DAGS ( = Directed Acyclic graphs )

  • no directed cycles

    ( = no closed paths within the graph, such that we can move from node to node along links following the direction of the arrows and end up back at the starting node )

8-1-1. Example : Polynomial Regression

( Bayesian polynomial regression )

Joint pdf = prior \(p(w)\) \(\times\) \(N\) conditional distn \(p(t_n\mid w)\)

  • \(p(\mathbf{t}, \mathbf{w})=p(\mathbf{w}) \prod_{n=1}^{N} p\left(t_{n} \mid \mathbf{w}\right)\).


More complex models

  • inconvenient to write out all the nodes from \(t_1\) .. .\(t_N\)

    \(\rightarrow\) use “plate”


Plate

  • labeled with \(N\) ( = N nodes )

  • open circles = random variables

  • solid circles = deterministic parameters

  • ex) \(p\left(\mathbf{t}, \mathbf{w} \mid \mathbf{x}, \alpha, \sigma^{2}\right)=p(\mathbf{w} \mid \alpha) \prod_{n=1}^{N} p\left(t_{n} \mid \mathbf{w}, x_{n}, \sigma^{2}\right)\)
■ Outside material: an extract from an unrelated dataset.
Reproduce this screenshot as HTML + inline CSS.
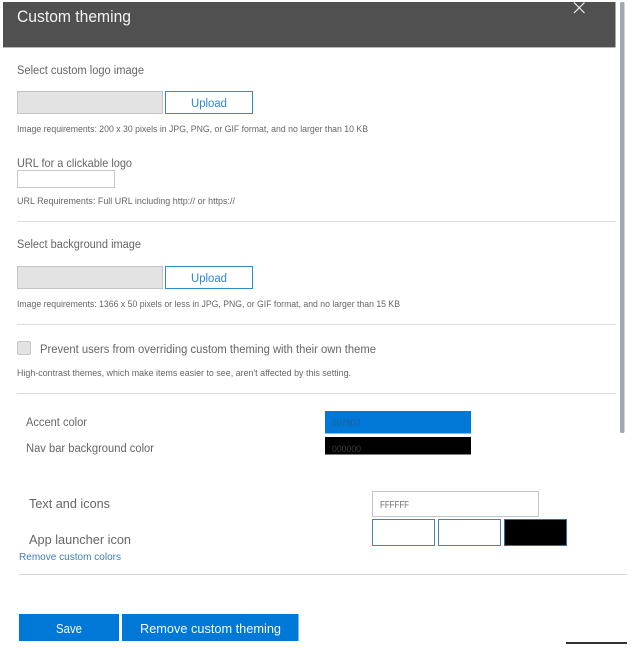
<!DOCTYPE html>
<html><head><meta charset="utf-8"><title>Custom theming</title>
<style>
html,body{margin:0;padding:0;background:#fff;width:633px;height:648px;overflow:hidden}
svg{display:block;font-family:"Liberation Sans",sans-serif}
text{fill:#666;filter:blur(.25px)}
</style></head><body>
<svg width="633" height="648" viewBox="0 0 633 648" xmlns="http://www.w3.org/2000/svg">
<rect x="0" y="0" width="633" height="648" fill="#fff"/>
<!-- header -->
<rect x="3" y="2" width="612.500" height="45" fill="#505050"/>
<rect x="3" y="47" width="612.500" height="1" fill="#b5b5b5"/>
<text x="17" y="22" font-size="17" style="fill:#f2f2f2" textLength="114" lengthAdjust="spacingAndGlyphs">Custom theming</text>
<path d="M574 2.500L584.500 13M584.500 2.500L574 13" stroke="#f0f0f0" stroke-width="1.200" fill="none"/>
<!-- scrollbar -->
<rect x="620" y="2" width="4.500" height="431" rx="1.500" fill="#a2a8ad"/>
<!-- logo -->
<text x="17" y="74" font-size="11.500" textLength="127" lengthAdjust="spacingAndGlyphs">Select custom logo image</text>
<rect x="17.500" y="91.500" width="145" height="22" fill="#e3e3e3" stroke="#c4c4c4"/>
<rect x="165.500" y="91.500" width="87" height="22" fill="#fff" stroke="#2f8bd0"/>
<text x="191" y="107" font-size="11.500" style="fill:#2b88d8" textLength="36" lengthAdjust="spacingAndGlyphs">Upload</text>
<text x="17" y="132" font-size="9" textLength="351" lengthAdjust="spacingAndGlyphs">Image requirements: 200 x 30 pixels in JPG, PNG, or GIF format, and no larger than 10 KB</text>
<text x="17" y="167" font-size="12" textLength="115" lengthAdjust="spacingAndGlyphs">URL for a clickable logo</text>
<rect x="17.500" y="170.500" width="97" height="17" fill="#fff" stroke="#c8c8c8"/>
<text x="17" y="204" font-size="9" textLength="218" lengthAdjust="spacingAndGlyphs">URL Requirements: Full URL including http:// or https://</text>
<rect x="17" y="221" width="599" height="1" fill="#dcdcdc"/>
<!-- background -->
<text x="17" y="248" font-size="11.500" textLength="124" lengthAdjust="spacingAndGlyphs">Select background image</text>
<rect x="17.500" y="266.500" width="145" height="22" fill="#e3e3e3" stroke="#c4c4c4"/>
<rect x="165.500" y="266.500" width="87" height="22" fill="#fff" stroke="#2f8bd0"/>
<text x="191" y="282" font-size="11.500" style="fill:#2b88d8" textLength="36" lengthAdjust="spacingAndGlyphs">Upload</text>
<text x="17" y="307" font-size="9" textLength="383" lengthAdjust="spacingAndGlyphs">Image requirements: 1366 x 50 pixels or less in JPG, PNG, or GIF format, and no larger than 15 KB</text>
<rect x="17" y="324" width="599" height="1" fill="#dcdcdc"/>
<!-- checkbox -->
<rect x="17.500" y="341.500" width="13" height="13" rx="1.500" fill="#e3e3e3" stroke="#c4c4c4"/>
<text x="40" y="353" font-size="11.500" textLength="336" lengthAdjust="spacingAndGlyphs">Prevent users from overriding custom theming with their own theme</text>
<text x="17" y="376" font-size="9" textLength="334" lengthAdjust="spacingAndGlyphs">High-contrast themes, which make items easier to see, aren't affected by this setting.</text>
<rect x="17" y="393" width="599" height="1" fill="#dcdcdc"/>
<!-- colours -->
<text x="26" y="426" font-size="11.500" textLength="61" lengthAdjust="spacingAndGlyphs">Accent color</text>
<text x="26" y="452" font-size="11.500" textLength="128" lengthAdjust="spacingAndGlyphs">Nav bar background color</text>
<rect x="325" y="411" width="146" height="22.500" fill="#0078d7"/>
<rect x="325" y="437" width="146" height="17.500" fill="#000"/>
<text x="332" y="426" font-size="9" style="fill:#1f5f96" textLength="29" lengthAdjust="spacingAndGlyphs">0078D7</text>
<text x="332" y="452" font-size="9" style="fill:#3c3c3c" textLength="29" lengthAdjust="spacingAndGlyphs">000000</text>
<text x="29" y="508" font-size="13" textLength="81" lengthAdjust="spacingAndGlyphs">Text and icons</text>
<text x="29" y="544" font-size="13" textLength="102" lengthAdjust="spacingAndGlyphs">App launcher icon</text>
<text x="19" y="560" font-size="10" style="fill:#3f7fb5" textLength="102" lengthAdjust="spacingAndGlyphs">Remove custom colors</text>
<rect x="372.500" y="491.500" width="166" height="25" fill="#fff" stroke="#c4c4c4"/>
<text x="380" y="508" font-size="10" style="fill:#6f6f6f" textLength="29" lengthAdjust="spacingAndGlyphs">FFFFFF</text>
<rect x="372.500" y="519.500" width="62" height="26" fill="#fff" stroke="#4b80b3"/>
<rect x="438.500" y="519.500" width="62" height="26" fill="#fff" stroke="#4b80b3"/>
<rect x="504.500" y="519.500" width="62" height="26" fill="#000" stroke="#2f6ea3"/>
<rect x="19" y="574" width="608" height="1" fill="#d6d6d6"/>
<!-- buttons -->
<rect x="19" y="614" width="100" height="27" fill="#0078d7"/>
<rect x="122" y="614" width="176.500" height="27" fill="#0078d7"/>
<text x="56" y="633" font-size="13" style="fill:#f5faff" textLength="26" lengthAdjust="spacingAndGlyphs">Save</text>
<text x="140" y="633" font-size="13" style="fill:#f5faff" textLength="141" lengthAdjust="spacingAndGlyphs">Remove custom theming</text>
<rect x="566" y="642" width="61" height="2" fill="#333"/>
</svg>
</body></html>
    • \(\{t_n\}\) : observed variables / shaded
    • \(w\) : not observed ( = latent variables / hidden variables ) / not shaded

    figure2


We are not interested in \(w\), but instead “predictions of new input variables”

  • \(p\left(\widehat{t}, \mathbf{t}, \mathbf{w} \mid \widehat{x}, \mathbf{x}, \alpha, \sigma^{2}\right)=\left[\prod_{n=1}^{N} p\left(t_{n} \mid x_{n}, \mathbf{w}, \sigma^{2}\right)\right] p(\mathbf{w} \mid \alpha) p\left(\widehat{t} \mid \widehat{x}, \mathbf{w}, \sigma^{2}\right)\).
  • figure2

8-1-2. Generative Models

wish to draw samples from given pdf : “ancestral sampling”

Goal : draw a sample \(\hat{x_1},....,\hat{x_K}\)


Assumption

  • variables have been ordered

  • no links from any node to any lower numbered node

    ( = each node has high number than their parents)


to sample from Marginal distribution …

  • take the sampled values for the required nodes
  • discard the remaining nodes


Typically…

  • high numbered variables : terminal nodes = represent “observation”

  • low numbered variables : “latent variables”

    role of latent variables : make “complicated distribution” into “simpler”


Graphical model captures “causal process”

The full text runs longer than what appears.